State v. Lewis

637 S.W.2d 93 | Mo. Ct. App. | 1982

CRIST, Judge.

A jury convicted appellant (hereafter defendant) of burglary in the second degree, § 569.170.-1, RSMo.1978, and he was sentenced as a persistent offender to thirteen years’ imprisonment. Neither of his two points on appeal was preserved for appellate review, and we affirm.

In March, 1980, one of the victim’s neighbors watched defendant and another man park their car at the victim’s driveway, remove a tool from the car trunk, and walk to the rear of the victim’s home and disappear down the cellar hole. Knowing the victim wasn’t at home, the neighbor called the police. The responding officers entered the victim’s house and found defendant in an upstairs bedroom closet. The police found the other man under the bed with the victim’s jewelry and watches in his pocket.

Defendant first assigns error to the state’s verdict-directing instruction, a modification of MAI-CR2d 23.52 by MAI-CR2d 2.12 (as proposed on April 14, 1981, and rescinded on February 16, 1982). Defendant contends the instruction’s wording would permit his conviction even if only his accomplice had the required culpable mental state. However, defendant’s objection to the instruction in his motion for a new trial asserted only a lack of evidence of the conduct required to convict him of burglary. As in State v. Murry, 580 S.W.2d 555, 556 *94(Mo.App.1979), defendant’s specific objection to the wording of the instruction was not raised either at the trial or in his motion for a new trial, and thus yielded no ruling amenable to appellate review. And see: State v. Martin, 620 S.W.2d 54, 55 (Mo.App.1981).

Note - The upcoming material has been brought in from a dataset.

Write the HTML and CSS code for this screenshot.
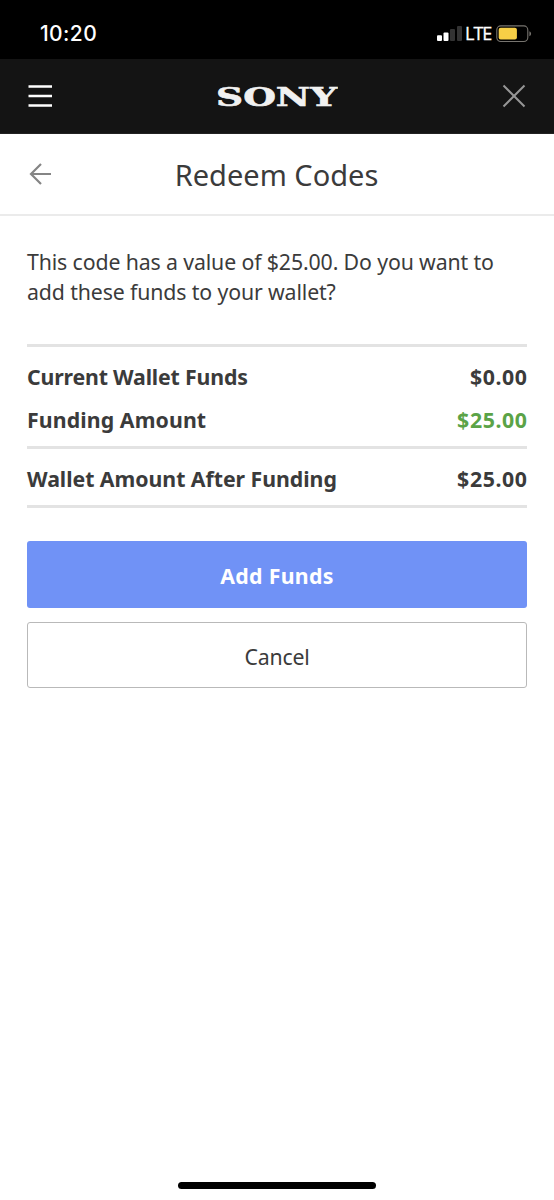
FILE: index.html
```html
<!DOCTYPE html>
<html lang="en">
<head>
<meta charset="utf-8">
<title>Redeem Codes</title>
<link rel="stylesheet" href="styles.css">
</head>
<body>
<div class="screen">
  <div class="status-bar">
    <span class="time">10:20</span>
    <div class="status-icons">
      <svg class="signal" width="26" height="16" viewBox="0 0 26 16">
        <rect x="0" y="9.3" width="5" height="5.7" rx="1" fill="#fff"/>
        <rect x="6.5" y="6.5" width="5" height="8.5" rx="1" fill="#fff"/>
        <rect x="13" y="3" width="5" height="12" rx="1" fill="#333"/>
        <rect x="20" y="0" width="5" height="15" rx="1" fill="#333"/>
      </svg>
      <span class="network">LTE</span>
      <svg class="battery" width="36" height="18" viewBox="0 0 36 18">
        <rect x=".8" y=".9" width="31" height="15.6" rx="4" fill="none" stroke="#77746f" stroke-width="1.1"/>
        <rect x="2.7" y="2.8" width="18.2" height="11.8" rx="2" fill="#f7cf46"/>
        <path d="M33.4 6.2c2.2.7 2.2 4.3 0 5z" fill="#77746f"/>
      </svg>
    </div>
  </div>
  <header class="brand-bar">
    <svg class="menu" width="24" height="24" viewBox="0 0 24 24"><path d="M.5 2.5H24M.5 12H24M.5 21.5H24" stroke="#fff" stroke-width="2.5"/></svg>
    <svg class="logo" width="122" height="30" viewBox="0 0 122 30"><text class="logo-text" x="0" y="24.5" textLength="121" lengthAdjust="spacingAndGlyphs">SONY</text></svg>
    <svg class="close" width="24" height="24" viewBox="0 0 24 24"><path d="M1.5 1.5L22.5 22.5M22.5 1.5L1.5 22.5" stroke="#969696" stroke-width="2"/></svg>
  </header>
  <div class="title-bar">
    <svg class="back" width="24" height="24" viewBox="0 0 24 24"><path d="M23 12H2.5M13 2L3 12L13 22" fill="none" stroke="#858585" stroke-width="2.2"/></svg>
    <h1 class="title">Redeem Codes</h1>
  </div>
  <main class="content">
    <p class="message">This code has a value of $25.00. Do you want to<br>add these funds to your wallet?</p>
    <div class="summary">
      <div class="group">
        <div class="row"><span class="current">Current Wallet Funds</span><span class="amount">$0.00</span></div>
        <div class="row"><span class="funding">Funding Amount</span><span class="amount positive">$25.00</span></div>
      </div>
      <div class="group total">
        <div class="row"><span>Wallet Amount After Funding</span><span class="amount">$25.00</span></div>
      </div>
    </div>
    <div class="actions">
      <button class="button primary">Add Funds</button>
      <button class="button secondary">Cancel</button>
    </div>
  </main>
  <div class="home-indicator"></div>
</div>
</body>
</html>
```
FILE: styles.css
```css
* { box-sizing: border-box; }
body { margin: 0; background: #fff; color: #3b3b3b; font-family: "Noto Sans", sans-serif; }
.screen { display: flex; flex-direction: column; width: 554px; height: 1200px; overflow: hidden; }
.status-bar { display: flex; justify-content: space-between; flex: none; height: 59px; padding: 20px 22px 0 40px; background: #000; color: #fff; }
.time { font: 500 21px/27px Inter, sans-serif; letter-spacing: .4px; }
.status-icons { display: flex; align-items: flex-start; }
.signal { margin-top: 6px; }
.network { margin: 0 0 0 2px; width: 31px; font: 500 18px/26px "Open Sans", sans-serif; letter-spacing: -1px; -webkit-text-stroke: .3px #fff; }
.battery { margin-top: 5px; }
.brand-bar { display: flex; justify-content: space-between; align-items: center; flex: none; height: 75px; padding: 0 28px; background: #141414; border-bottom: 1px solid #222; }
.logo { margin-left: -1px; }
.logo-text { font: 700 25.5px "DejaVu Serif", serif; fill: #f1f1f1; stroke: #f1f1f1; stroke-width: .6px; }
.title-bar { display: grid; grid-template-columns: 24px 1fr 24px; align-items: center; flex: none; height: 82px; padding: 0 28px; border-bottom: 2px solid #ebebeb; }
.title { margin: 2px 1px 0 0; text-align: center; font-size: 29px; font-weight: 400; line-height: 40px; }
.content { flex: 1; padding: 31px 27px 0; }
.message { position: relative; margin: 0; font-size: 21.3px; font-weight: 400; line-height: 29.5px; letter-spacing: -.13px; }
.summary { margin-top: 38px; }
.group { padding-top: 8px; height: 102px; border-top: 3px solid #e3e3e3; }
.total { height: 62px; border-bottom: 3px solid #e3e3e3; }
.row { display: flex; justify-content: space-between; align-items: center; height: 43px; font-size: 21.3px; font-weight: 700; letter-spacing: -.04px; }
.current { letter-spacing: -.17px; }
.funding { letter-spacing: .1px; }
.amount { letter-spacing: .6px; margin-right: -.6px; }
.positive { color: #5ba347; }
.actions { display: flex; flex-direction: column; gap: 14px; margin-top: 33px; }
.button { display: block; width: 100%; height: 67px; padding: 3px 0 0; border: 0; border-radius: 3px; font: 400 21.3px/30px "Noto Sans", sans-serif; color: #3b3b3b; }
.primary { background: #7092f6; color: #fff; font-weight: 700; letter-spacing: .3px; }
.secondary { height: 66px; background: #fff; border: 1px solid #b9b9b9; letter-spacing: -.2px; }
.home-indicator { flex: none; align-self: center; width: 198px; height: 7px; margin-bottom: 11px; border-radius: 4px; background: #000; }
```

Defendant also assigns error to testimony during the state’s case that the absence of fingerprints at the scene of the burglary was not an “unusual circumstance.” Defendant argues in his brief that the testimony was prejudicial in that it sought “to conjure up in the juror’s minds pictures of [defendant’s] purposeful stealth” and “deliberate cunning.” Again, however, his objection at trial when the evidence was offered was that the testimony “call[s] for a conclusion, [is] not probative, [and] requires something beyond the scope of this case.” The Supreme Court has held repeatedly that points on appeal assigning trial error to rulings on evidence, arguments, and statements of counsel must be based on timely objections and on the reasons therefor stated at the time the objections are made. See, e.g.: State v. Lang, 515 S.W.2d 507, 511 (Mo.1974); State v. Brookshire, 353 S.W.2d 681, 688 (Mo.1962); State v. Lindsey, 80 S.W.2d 123, 125 (Mo.1935). Defendant’s point on appeal does not rest on the same ground as his objection in the trial court, and presents nothing we may properly review.

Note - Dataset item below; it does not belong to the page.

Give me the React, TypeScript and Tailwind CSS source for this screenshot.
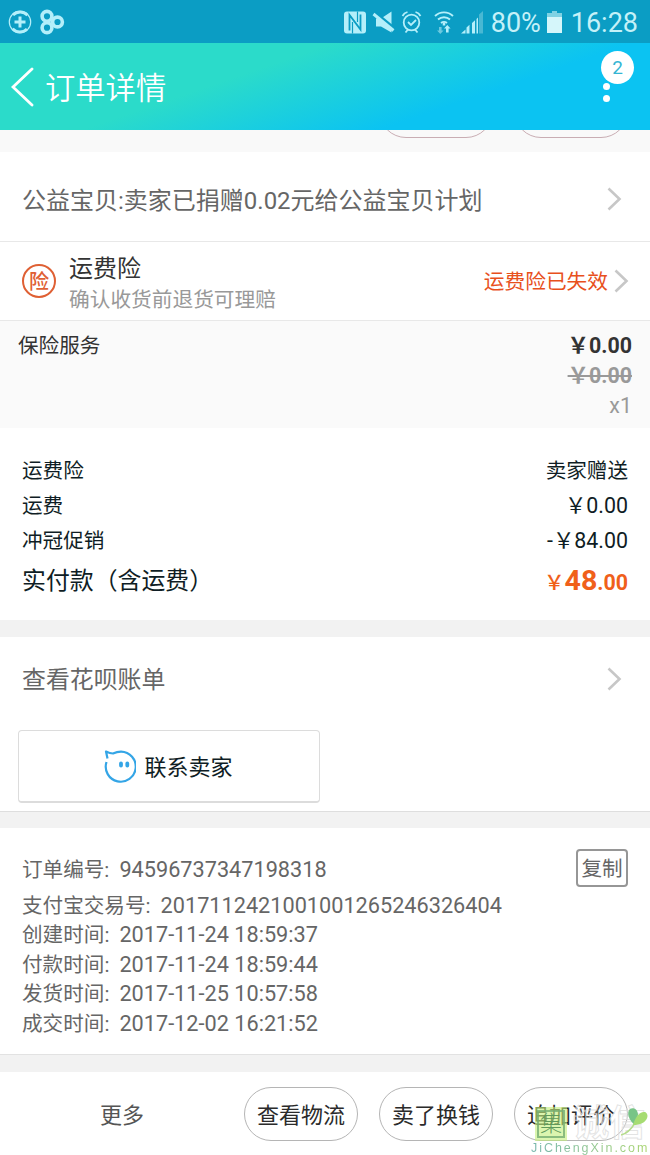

Though not requested to do so, we reviewed the record for the kind of plain error compelling relief under Rule 30.20, and found none. The evidence of defendant’s guilt was both ample and convincing. He has not suffered manifest injustice, nor is he the victim of a miscarriage of justice.

The judgment is affirmed.

REINHARD, P. J., and SNYDER, J., concur.